Taking an Uber or Lyft home from the bar, club, or party on New Year’s Eve is a smart and responsible decision when a person has been drinking. However, for rideshare drivers themselves, the last night of the year can hold a lot of risks.
If you drive for Uber, Lyft, or another rideshare service, be alert for drunk drivers on the road and for intoxicated passengers who could become aggressive.
Drunk Driving Dangers for Rideshare Drivers on New Year’s Eve
New Year’s Eve is a popular time to work as a rideshare driver. Drivers who take on a lot of fares can make great money during the relatively short time from late evening on New Year’s Eve to early morning on New Year’s Day. The tradeoff is that you may be taking on a lot of risk working as an Uber or Lyft driver during this night of partying. Although you may be performing the same function as a designated driver dropping off friends after a party, you’re likely to be on the road, and potentially in the path of less responsible motorists, for a much longer portion of the evening.
Every fare you accept means one (or more) less drunk driver on the road. Still, the reality is that not all partygoers who have had too much to drink will arrange a sober ride home. Some intoxicated drivers will still make the unfortunate and illegal decision to get behind the wheel. As you’re spending your New Year’s Eve ferrying other people safely to and from their gatherings, you could wind up in the path of one of these irresponsible, impaired motorists.
Every year, dozens of Americans lose their lives in drunk driving accidents on New Year’s Eve, and hundreds of people die in drunk driving-related traffic fatalities during the week between Christmas and New Year’s, according to the National Highway Traffic Safety Administration. Although drunk driving is a dangerous problem every night of the year and during every time of day, it’s a particular concern on New Year’s Eve, when the alcohol is flowing for hours at parties, clubs, and bars.
Rideshare Drivers and New Year’s Eve Violence
Sadly, the significant dangers posed by other motorists aren’t the only risks Uber and Lyft drivers take on in their work, especially on New Year’s Eve.

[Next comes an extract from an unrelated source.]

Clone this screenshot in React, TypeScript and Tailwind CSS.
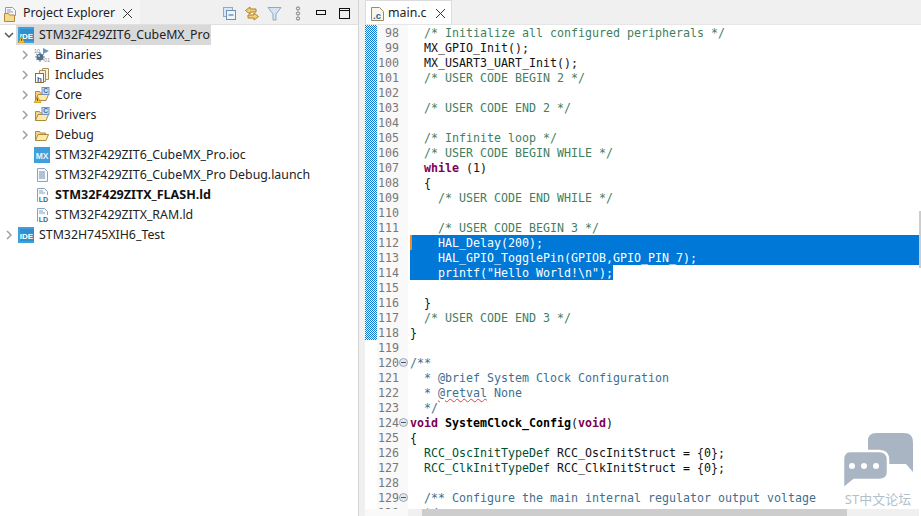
import React from 'react';

const uiFont = 'font-["Noto_Sans","Open_Sans",sans-serif]';

type Tok = [string, string?];

const C = 'text-[#3f7f5f]';
const D = 'text-[#3f6f8f]';
const K = 'font-bold text-[#7f0055]';
const T = 'text-[#005032]';
const B = 'font-bold';

// editor content, line 98 to line 130
const lines: Tok[][] = [
  [['  /* Initialize all configured peripherals */', C]],
  [['  MX_GPIO_Init();']],
  [['  MX_USART3_UART_Init();']],
  [['  /* USER CODE BEGIN 2 */', C]],
  [],
  [['  /* USER CODE END 2 */', C]],
  [],
  [['  /* Infinite loop */', C]],
  [['  /* USER CODE BEGIN WHILE */', C]],
  [['  '], ['while', K], [' (1)']],
  [['  {']],
  [['    /* USER CODE END WHILE */', C]],
  [],
  [['    /* USER CODE BEGIN 3 */', C]],
  [['    HAL_Delay(200);']],
  [['    HAL_GPIO_TogglePin(GPIOB,GPIO_PIN_7);']],
  [['    printf("Hello World!\\n");']],
  [],
  [['  }']],
  [['  /* USER CODE END 3 */', C]],
  [['}']],
  [],
  [['/**', D]],
  [['  * @brief System Clock Configuration', D]],
  [['  * ', D], ['@retval', 'text-[#3f6f8f] underline decoration-wavy decoration-[#e04040] decoration-1'], [' None', D]],
  [['  */', D]],
  [['void', K], [' '], ['SystemClock_Config', B], ['('], ['void', K], [')']],
  [['{']],
  [['  '], ['RCC_OscInitTypeDef', T], [' RCC_OscInitStruct = {0};']],
  [['  '], ['RCC_ClkInitTypeDef', T], [' RCC_ClkInitStruct = {0};']],
  [],
  [['  /** Configure the main internal regulator output voltage', D]],
  [['  */', D]],
];

const folds = [120, 124, 129];

function Chevron({ open }: { open?: boolean }) {
  return (
    <svg width="10" height="10" viewBox="0 0 10 10" fill="none" stroke={open ? '#555' : '#a0a0a0'} strokeWidth="1.5">
      {open ? <path d="M1 3l4 4 4-4" /> : <path d="M3 1l4 4-4 4" />}
    </svg>
  );
}

function Warn() {
  return (
    <g>
      <path d="M3.5 9.5L7 16H0z" fill="#f5c33b" stroke="#a87a10" strokeWidth="0.6" />
      <rect x="3.1" y="11.5" width="0.9" height="2.4" fill="#5a3d00" />
    </g>
  );
}

function IdeIcon({ warn }: { warn?: boolean }) {
  return (
    <svg width="16" height="16" viewBox="0 0 16 16">
      <rect x="0" y="0" width="16" height="16" fill="#3f9fdc" />
      <rect x="2" y="2" width="14" height="12" fill="#2f8fd0" />
      <text x="8.5" y="12" fontSize="8" fontWeight="700" fill="#fff" textAnchor="middle" fontFamily="Liberation Sans, sans-serif">IDE</text>
      {warn && <Warn />}
    </svg>
  );
}

function MxIcon() {
  return (
    <svg width="16" height="16" viewBox="0 0 16 16">
      <rect x="0" y="0" width="16" height="16" fill="#3f9fdc" />
      <text x="8" y="12" fontSize="8.5" fontWeight="700" fill="#e8f4fc" textAnchor="middle" fontFamily="Liberation Sans, sans-serif">MX</text>
    </svg>
  );
}

function BinariesIcon() {
  return (
    <svg width="16" height="16" viewBox="0 0 16 16">
      <text x="0" y="6" fontSize="5.5" fill="#8a8a8a" fontFamily="Liberation Sans, sans-serif">10</text>
      <text x="10" y="15" fontSize="5.5" fill="#8a8a8a" fontFamily="Liberation Sans, sans-serif">01</text>
      <path d="M9 1v6l6-3z" fill="#6f93c0" />
      <circle cx="6" cy="10" r="3.5" fill="#55708a" />
      <path d="M2 7l8 6M2 13l8-6M1 10h10M6 5v10" stroke="#55708a" strokeWidth="0.8" />
      <circle cx="5" cy="9" r="1" fill="#c9d6e2" />
    </svg>
  );
}

function IncludesIcon() {
  return (
    <svg width="16" height="16" viewBox="0 0 16 16">
      <path d="M8.5 1.5h6v11h-6z" fill="#f7efd8" stroke="#a8905a" />
      <path d="M5.5 3.5h6v11h-6z" fill="#f7efd8" stroke="#a8905a" />
      <rect x="1.5" y="6.5" width="8" height="9" fill="#fff" stroke="#8a6f3a" />
      <text x="5.5" y="14.5" fontSize="8" fontWeight="700" fill="#3a5f8a" textAnchor="middle" fontFamily="Liberation Sans, sans-serif">h</text>
    </svg>
  );
}

function FolderIcon({ src, warn }: { src?: boolean; warn?: boolean }) {
  return (
    <svg width="16" height="16" viewBox="0 0 16 16">
      <path d="M1.5 13.5v-9h4l1 1.5h5v2" fill="#f2d58c" stroke="#b08a3a" />
      <path d="M1.5 13.5l2.5-6h10.5l-2.5 6z" fill="#fbe9ae" stroke="#b08a3a" />
      {src && (
        <g>
          <rect x="8" y="0.5" width="7" height="7" fill="#cfe0f2" stroke="#6f93c0" />
          <text x="11.5" y="6.4" fontSize="6.5" fontWeight="700" fill="#3a64a0" textAnchor="middle" fontFamily="Liberation Sans, sans-serif">C</text>
        </g>
      )}
      {warn && <Warn />}
    </svg>
  );
}

function DocIcon() {
  return (
    <svg width="16" height="16" viewBox="0 0 16 16" fill="none">
      <path d="M3.5 1.5h7l3 3v10h-10z" fill="#f6f9fd" stroke="#8ca3bf" />
      <path d="M5 5h6M5 7h6M5 9h6M5 11h6" stroke="#6f87a6" />
    </svg>
  );
}

function LdIcon() {
  return (
    <svg width="16" height="16" viewBox="0 0 16 16" fill="none">
      <path d="M3.5 1.5h7l3 3v10h-10z" fill="#f6f9fd" stroke="#8ca3bf" />
      <path d="M5 4h4M5 6h6" stroke="#8ca3bf" />
      <rect x="4" y="8" width="11" height="8" fill="#fff" />
      <text x="9.5" y="15" fontSize="7" fontWeight="700" fill="#2f6d9e" textAnchor="middle" fontFamily="Liberation Sans, sans-serif">LD</text>
    </svg>
  );
}

function PackageIcon() {
  return (
    <svg width="16" height="16" viewBox="0 0 16 16">
      <path d="M2.5 1.5h7l3 3v5h-10z" fill="#f7f8fb" stroke="#8c9bb0" />
      <path d="M4 4h4M4 6h6" stroke="#8c9bb0" />
      <path d="M1.5 15.5v-8h4l1 1.5h5v6.5z" fill="#f4d98f" stroke="#b08a3a" />
    </svg>
  );
}

function CFileIcon() {
  return (
    <svg width="15" height="16" viewBox="0 0 15 16">
      <path d="M1.5 1.5h8l4 4v9h-12z" fill="#f8f5ea" stroke="#a08c5a" />
      <text x="7" y="12.5" fontSize="9.5" fontWeight="700" fill="#2f5f9a" textAnchor="middle" fontFamily="Liberation Sans, sans-serif">.c</text>
    </svg>
  );
}

function CloseX() {
  return (
    <svg width="11" height="11" viewBox="0 0 11 11" stroke="#333" strokeWidth="1" fill="none">
      <path d="M1 1l9 9M10 1l-9 9" />
    </svg>
  );
}

function Checker({ no }: { no: number }) {
  const id = `chk${no}`;
  return (
    <svg className="block shrink-0" width="12" height="15" shapeRendering="crispEdges">
      <defs>
        <pattern id={id} width="2" height="2" patternUnits="userSpaceOnUse" patternTransform={`translate(0 ${no % 2})`}>
          <rect width="2" height="2" fill="#fff" />
          <rect width="1" height="1" fill="#0a78d2" />
          <rect x="1" y="1" width="1" height="1" fill="#0a78d2" />
        </pattern>
      </defs>
      <rect width="12" height="15" fill={`url(#${id})`} />
    </svg>
  );
}

function TreeRow({ depth, arrow, icon, label, bold, selected }: {
  depth: number;
  arrow?: 'open' | 'closed';
  icon: React.ReactNode;
  label: string;
  bold?: boolean;
  selected?: boolean;
}) {
  return (
    <div className={`flex h-5 items-center ${depth ? 'pl-[20px]' : 'pl-[4px]'}`}>
      <span className="flex w-[12px] shrink-0 items-center">
        {arrow && <Chevron open={arrow === 'open'} />}
      </span>
      <div className={`flex h-5 items-center pl-[2px] pr-[1px] ${selected ? 'bg-[#d9d9d9]' : ''}`}>
        <span className="flex w-[21px] shrink-0 items-center">{icon}</span>
        <span className={`whitespace-pre ${bold ? 'text-[12.55px] font-bold text-[#111]' : 'text-[12.35px] text-[#222]'}`}>{label}</span>
      </div>
    </div>
  );
}

function ProjectExplorer() {
  return (
    <div className={`flex w-[359px] shrink-0 flex-col border-r border-[#d4d4d4] bg-white ${uiFont}`}>
      <div className="flex h-[25px] shrink-0 items-center border-b border-[#e0e0e0] bg-[#f0f0f0]">
        <div className="flex h-full w-[140px] items-center bg-[#f5f5f5] pl-[3px] pt-[3px]">
          <PackageIcon />
          <span className="ml-[4px] whitespace-pre text-[12.35px] text-[#222]">Project Explorer</span>
          <span className="ml-[7px]"><CloseX /></span>
        </div>
        <div className="ml-[82px] flex items-center pt-[2px]">
          <svg width="15" height="15" viewBox="0 0 15 15" fill="none">
            <rect x="1.5" y="1.5" width="9" height="9" fill="#dbe7f4" stroke="#8fa9c8" />
            <rect x="4.5" y="4.5" width="9" height="9" fill="#eef4fb" stroke="#6f8fb8" />
            <path d="M6.5 9h5" stroke="#3f638f" />
          </svg>
          <svg className="ml-[7px]" width="16" height="15" viewBox="0 0 16 15" fill="#f3cf7a" stroke="#b5801f">
            <path d="M6 1L1.5 4.5 6 8V6h6V3H6z" />
            <path d="M10 7l4.5 3.5L10 14v-2H4V9h6z" />
          </svg>
          <svg className="ml-[7px]" width="15" height="15" viewBox="0 0 15 15" fill="#d5e3f2" stroke="#8fa9c8">
            <path d="M1 1.5h13L9 8v6H6V8z" />
          </svg>
          <svg className="ml-[13px]" width="6" height="15" viewBox="0 0 6 15" fill="none" stroke="#777">
            <circle cx="3" cy="2.5" r="1.6" />
            <circle cx="3" cy="7.5" r="1.6" />
            <circle cx="3" cy="12.5" r="1.6" />
          </svg>
          <svg className="ml-[15px]" width="10" height="6" viewBox="0 0 10 6" fill="none" stroke="#111">
            <rect x="0.5" y="0.5" width="9" height="4" />
          </svg>
          <svg className="ml-[13px]" width="11" height="11" viewBox="0 0 11 11" fill="none" stroke="#111">
            <rect x="0.5" y="0.5" width="10" height="10" />
            <path d="M0 2.5h11" />
          </svg>
        </div>
      </div>
      <div className="flex flex-col">
        <TreeRow depth={0} arrow="open" selected icon={<IdeIcon warn />} label="STM32F429ZIT6_CubeMX_Pro" />
        <TreeRow depth={1} arrow="closed" icon={<BinariesIcon />} label="Binaries" />
        <TreeRow depth={1} arrow="closed" icon={<IncludesIcon />} label="Includes" />
        <TreeRow depth={1} arrow="closed" icon={<FolderIcon src warn />} label="Core" />
        <TreeRow depth={1} arrow="closed" icon={<FolderIcon src />} label="Drivers" />
        <TreeRow depth={1} arrow="closed" icon={<FolderIcon />} label="Debug" />
        <TreeRow depth={1} icon={<MxIcon />} label="STM32F429ZIT6_CubeMX_Pro.ioc" />
        <TreeRow depth={1} icon={<DocIcon />} label="STM32F429ZIT6_CubeMX_Pro Debug.launch" />
        <TreeRow depth={1} bold icon={<LdIcon />} label="STM32F429ZITX_FLASH.ld" />
        <TreeRow depth={1} icon={<LdIcon />} label="STM32F429ZITX_RAM.ld" />
        <TreeRow depth={0} arrow="closed" icon={<IdeIcon />} label="STM32H745XIH6_Test" />
      </div>
    </div>
  );
}

function CodeLine({ no, toks }: { no: number; toks: Tok[] }) {
  const full = no === 112 || no === 113;
  const part = no === 114;
  const sel = full || part;
  return (
    <div className="flex h-[15px] shrink-0 leading-[17px]">
      {no <= 118 ? <Checker no={no} /> : <div className="w-[12px] shrink-0" />}
      <div className="relative flex w-[31px] shrink-0 justify-end bg-[#f9f9f9] pr-[9px] text-[#787878]">
        {no}
        {folds.includes(no) && (
          <svg className="absolute right-0 top-[3px]" width="9" height="9" viewBox="0 0 9 9">
            <circle cx="4.5" cy="4.5" r="4" fill="#e4e8ee" stroke="#9aa8b8" />
            <path d="M2 4.5h5" stroke="#44546a" />
          </svg>
        )}
      </div>
      <div className="w-[2px] shrink-0 bg-white" />
      <div className={`relative flex-1 whitespace-pre ${full ? 'bg-[#0078d7]' : ''}`}>
        <span className={part ? 'inline-block h-[15px] bg-[#0078d7] align-top' : ''}>
          {toks.map((t, i) => (
            <span key={i} className={sel ? 'text-white' : t[1] ?? 'text-[#111]'}>{t[0]}</span>
          ))}
        </span>
        {no === 112 && <div className="absolute bottom-0 left-0 top-0 w-[2px] bg-[#f08a24]" />}
      </div>
    </div>
  );
}

function Editor() {
  return (
    <div className="flex min-w-0 flex-1 flex-col bg-white">
      <div className={`flex h-[25px] shrink-0 items-stretch border-b border-[#e6e6e6] bg-[#f0f0f0] ${uiFont}`}>
        <div className="flex w-[87px] items-center border-x border-t border-[#dcdcdc] bg-white pl-[4px] pt-[2px]">
          <CFileIcon />
          <span className="ml-[3px] text-[12.35px] text-[#222]">main.c</span>
          <span className="ml-[8px]"><CloseX /></span>
        </div>
      </div>
      <div className="flex min-h-0 flex-1">
        <div className="flex min-w-0 flex-1 flex-col">
          <div className="flex min-h-0 flex-1 flex-col overflow-hidden font-['DejaVu_Sans_Mono',monospace] text-[11.63px]">
            {lines.map((toks, i) => (
              <CodeLine key={i} no={98 + i} toks={toks} />
            ))}
          </div>
          <div className="flex h-[7px] shrink-0">
            <div className="w-[43px] shrink-0 bg-[#f9f9f9]" />
            <div className="flex flex-1 overflow-hidden bg-[#f0f0f0]">
              <div className="w-[14px] shrink-0" />
              <div className="w-[425px] bg-[#cdcdcd]" />
            </div>
          </div>
        </div>
        <div className="flex w-[2px] shrink-0 flex-col">
          <div className="h-[186px] bg-white" />
          <div className="h-[57px] bg-[#cdcdcd]" />
        </div>
      </div>
    </div>
  );
}

function Watermark() {
  return (
    <div className="absolute bottom-[9px] right-[7px] flex w-[72px] flex-col items-center">
      <svg width="72" height="56" viewBox="0 0 72 56" fill="#aab5c3">
        <path d="M34 0h28q9 0 9 9v30l-7-8H34q-8 0-8-8V8q0-8 8-8z" />
        <path d="M8 18h29q9 0 9 9v12q0 8-9 8H12L1 56V27q0-9 7-9z" stroke="#fff" strokeWidth="2.5" />
        <circle cx="10" cy="33" r="3" fill="#fff" />
        <circle cx="22" cy="33" r="3" fill="#fff" />
        <circle cx="34" cy="33" r="3" fill="#fff" />
      </svg>
      <span className="mt-[2px] whitespace-pre font-['Noto_Sans','Noto_Sans_CJK_SC',sans-serif] text-[13px] leading-[16px] text-[#b4bfcd]">ST中文论坛</span>
    </div>
  );
}

export default function App() {
  return (
    <div className="relative flex h-[516px] w-[921px] overflow-hidden bg-[#f0f0f0]">
      <ProjectExplorer />
      <div className="w-[6px] shrink-0" />
      <Editor />
      <Watermark />
    </div>
  );
}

Acts of violence are of particular concern on this holiday, given the unusually late hours you may be working, the abundance of alcohol use, and other factors.
If you don’t normally drive for a rideshare company during the late hours of the night when people are out celebrating New Year’s Eve, here’s a quick refresher on safety tips Uber and Lyft drivers should follow at night (or anytime, really).
- Take advantage of all safety features the rideshare company offers to you, like the Safety Toolkit in Uber’s app, which includes the option to share your trip status with a trusted loved one and, if needed, contact emergency services with a single tap of a button.
- If you truly don’t feel that accepting a fare is safe, Lyft encourages rideshare drivers not to do so, noting that “there are times when it’s perfectly reasonable to cancel a ride.” If you find that you need to cancel a ride you have committed to taking, Lyft asks drivers to contact the company’s support team.
- Always verify your rider before allowing them to enter the vehicle. Unfortunately, drivers picking up passengers are at risk of becoming victims of armed carjackers and robbers or other types of assailants. Make sure the person hopping in your car is your intended fare and not a criminal looking for an opportunity to victimize you.
No one likes ferrying around a belligerent passenger, but in some instances, passengers (especially drunk ones) can cross the line from obnoxious to downright dangerous. Remember that protecting your own health and safety is the most important thing—much more important than any fare, bonus earnings, or rating on an app.
If you have reason to fear for your safety upon stopping to pick up your passengers or during the ride, don’t be afraid to take whatever actions are necessary to protect yourself. These actions might include insisting that the passenger sit in (and remain in) the backseat, firmly reminding the passenger to keep their hands to themselves, or even cutting the ride short. If you must cut short a ride, make sure that you drop the passenger off at a well-lit public place with plenty of witnesses, not in a dark alley or remote parking area where the aggressive passenger could have more opportunity to get physical.
Assault is assault, and if a passenger physically or sexually assaulted you in any way while you were acting as a rideshare driver, it’s essential that you report the crime—not just to Uber or Lyft, but also to the authorities, who can hold the perpetrator criminally accountable.
When Rideshare Drivers Should Bring in an Attorney for an Injury Matter
If you sustain serious injuries in circumstances for which you think someone else’s negligence may be to blame, it’s a good idea to at least speak with an experienced rideshare attorney—for free—about your options. A serious injury doesn’t have to be life-threatening or catastrophic. Any injury that gets in the way of your life in significant, long-term ways may be the grounds for a lawsuit.
If you were hurt on the job while in a traditional employment arrangement, rather than engaging in app-based gig work, you would be eligible for benefits like medical bill coverage and disability payments through worker’s compensation insurance. Since you’re considered an independent contractor instead of an employee, you won’t qualify for these benefits.
Sorting out liability for a personal injury claim you sustained while working may be tricky. An attorney who is familiar with the intricacies of personal injury law can examine your case from all angles to identify all possible defendants.